Nunca he estado en los sanfermines. No me acerco a los carnavales, que me pillan más cerca, cuánto menos volar para asistir a una ¿fiesta? basada en el alcohol (no soy practicante, por más que a algún amigo le parezca un sacrilegio) y en el maltrato animal.
Que un grupo de descerebrados se ponga a correr delante de animales aterrorizados y luego haya quien se lamente por una cogida, un herido grave o un muerto me parece demencial, de la misma manera que me lo parece quien llora la cogida de un torero.

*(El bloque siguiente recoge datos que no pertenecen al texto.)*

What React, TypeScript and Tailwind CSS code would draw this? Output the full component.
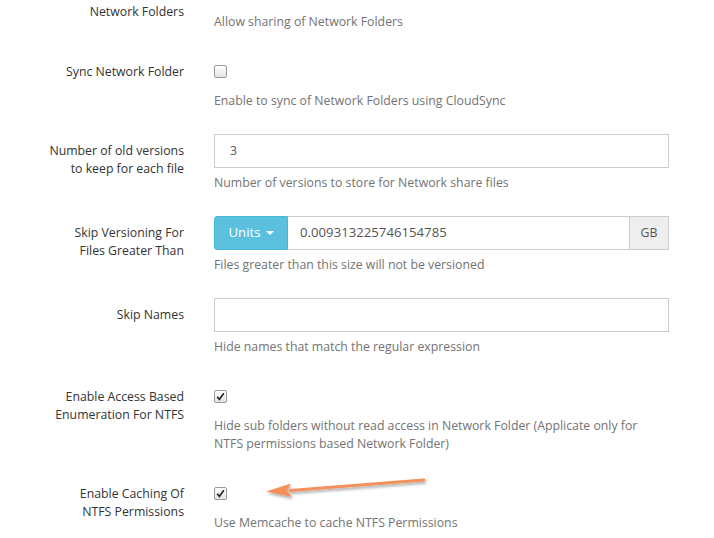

Que cientos de personas se aventuren a entrar a un pequeño recinto sin pensar en la más que lógica posibilidad de que pueda producirse un embotellamiento como el que ocurrió ayer es no tener dos dedos de frente.
Si a esto le unimos que muchos de los asistentes a los sanfermines parecen confundir el ‘me quito el sujetador’ con ‘tócame hasta el alma’, sinceramente, dudo mucho que pueda aplicarse el calificativo de fiesta popular a lo que ocurre en Navarra a partir del 7 de julio.
Y que conste que la crítica de hoy tiene que ver con la actualidad del tema y no con el fondo de las mal llamadas fiestas populares, empezando por la que, como ya he dicho, más cerca me pilla y sobre la que ya dije en otra entrada hace un par de años, tiene otra cara que no puede esconderse.